== Work to do ==
Return the whole listing, line for line, without the pictures in it.

== Dataset section ==
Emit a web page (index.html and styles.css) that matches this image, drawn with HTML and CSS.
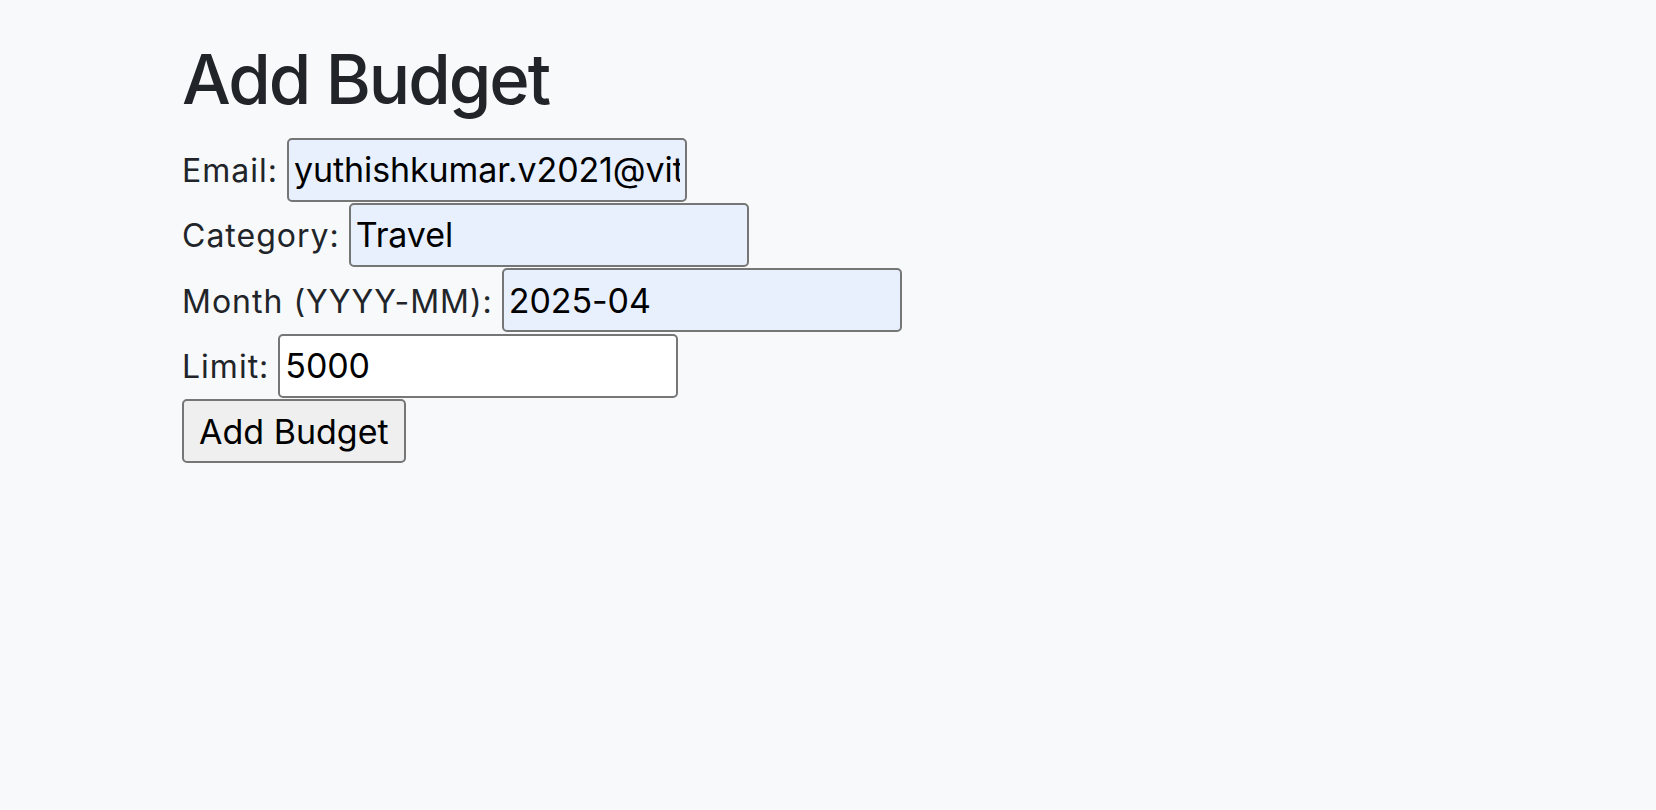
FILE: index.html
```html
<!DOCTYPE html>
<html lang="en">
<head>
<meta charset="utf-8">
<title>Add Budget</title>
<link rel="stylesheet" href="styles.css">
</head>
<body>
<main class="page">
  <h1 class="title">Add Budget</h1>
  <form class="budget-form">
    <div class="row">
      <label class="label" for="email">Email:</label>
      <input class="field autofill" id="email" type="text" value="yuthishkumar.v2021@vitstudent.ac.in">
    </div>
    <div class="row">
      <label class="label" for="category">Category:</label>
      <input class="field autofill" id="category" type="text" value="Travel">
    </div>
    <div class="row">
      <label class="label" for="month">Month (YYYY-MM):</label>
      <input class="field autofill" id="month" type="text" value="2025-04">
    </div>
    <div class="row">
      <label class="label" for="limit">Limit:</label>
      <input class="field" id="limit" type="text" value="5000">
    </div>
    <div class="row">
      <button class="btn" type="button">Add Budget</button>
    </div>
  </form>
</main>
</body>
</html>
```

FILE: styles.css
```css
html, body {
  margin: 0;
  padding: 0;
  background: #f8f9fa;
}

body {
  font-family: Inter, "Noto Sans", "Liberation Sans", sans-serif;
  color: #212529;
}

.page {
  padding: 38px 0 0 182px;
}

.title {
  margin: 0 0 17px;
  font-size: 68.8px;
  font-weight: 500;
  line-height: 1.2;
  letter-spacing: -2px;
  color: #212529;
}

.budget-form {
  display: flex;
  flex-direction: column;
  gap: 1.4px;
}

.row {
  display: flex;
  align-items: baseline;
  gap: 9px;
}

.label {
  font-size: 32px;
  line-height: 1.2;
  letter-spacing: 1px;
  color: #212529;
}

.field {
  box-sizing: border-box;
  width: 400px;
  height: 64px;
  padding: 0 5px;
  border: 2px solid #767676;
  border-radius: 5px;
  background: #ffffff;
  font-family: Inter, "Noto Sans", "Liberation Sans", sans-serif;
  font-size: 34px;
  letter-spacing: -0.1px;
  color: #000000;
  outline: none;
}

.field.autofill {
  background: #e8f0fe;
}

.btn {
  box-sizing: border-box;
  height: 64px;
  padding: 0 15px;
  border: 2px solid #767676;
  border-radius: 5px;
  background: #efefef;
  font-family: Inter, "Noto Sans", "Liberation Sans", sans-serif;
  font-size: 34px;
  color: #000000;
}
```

== Answer to this exercise ==
Emit a web page (index.html and styles.css) that matches this image, drawn with HTML and CSS.
FILE: index.html
```html
<!DOCTYPE html>
<html lang="en">
<head>
<meta charset="utf-8">
<title>Add Budget</title>
<link rel="stylesheet" href="styles.css">
</head>
<body>
<main class="page">
  <h1 class="title">Add Budget</h1>
  <form class="budget-form">
    <div class="row">
      <label class="label" for="email">Email:</label>
      <input class="field autofill" id="email" type="text" value="yuthishkumar.v2021@vitstudent.ac.in">
    </div>
    <div class="row">
      <label class="label" for="category">Category:</label>
      <input class="field autofill" id="category" type="text" value="Travel">
    </div>
    <div class="row">
      <label class="label" for="month">Month (YYYY-MM):</label>
      <input class="field autofill" id="month" type="text" value="2025-04">
    </div>
    <div class="row">
      <label class="label" for="limit">Limit:</label>
      <input class="field" id="limit" type="text" value="5000">
    </div>
    <div class="row">
      <button class="btn" type="button">Add Budget</button>
    </div>
  </form>
</main>
</body>
</html>
```

FILE: styles.css
```css
html, body {
  margin: 0;
  padding: 0;
  background: #f8f9fa;
}

body {
  font-family: Inter, "Noto Sans", "Liberation Sans", sans-serif;
  color: #212529;
}

.page {
  padding: 38px 0 0 182px;
}

.title {
  margin: 0 0 17px;
  font-size: 68.8px;
  font-weight: 500;
  line-height: 1.2;
  letter-spacing: -2px;
  color: #212529;
}

.budget-form {
  display: flex;
  flex-direction: column;
  gap: 1.4px;
}

.row {
  display: flex;
  align-items: baseline;
  gap: 9px;
}

.label {
  font-size: 32px;
  line-height: 1.2;
  letter-spacing: 1px;
  color: #212529;
}

.field {
  box-sizing: border-box;
  width: 400px;
  height: 64px;
  padding: 0 5px;
  border: 2px solid #767676;
  border-radius: 5px;
  background: #ffffff;
  font-family: Inter, "Noto Sans", "Liberation Sans", sans-serif;
  font-size: 34px;
  letter-spacing: -0.1px;
  color: #000000;
  outline: none;
}

.field.autofill {
  background: #e8f0fe;
}

.btn {
  box-sizing: border-box;
  height: 64px;
  padding: 0 15px;
  border: 2px solid #767676;
  border-radius: 5px;
  background: #efefef;
  font-family: Inter, "Noto Sans", "Liberation Sans", sans-serif;
  font-size: 34px;
  color: #000000;
}
```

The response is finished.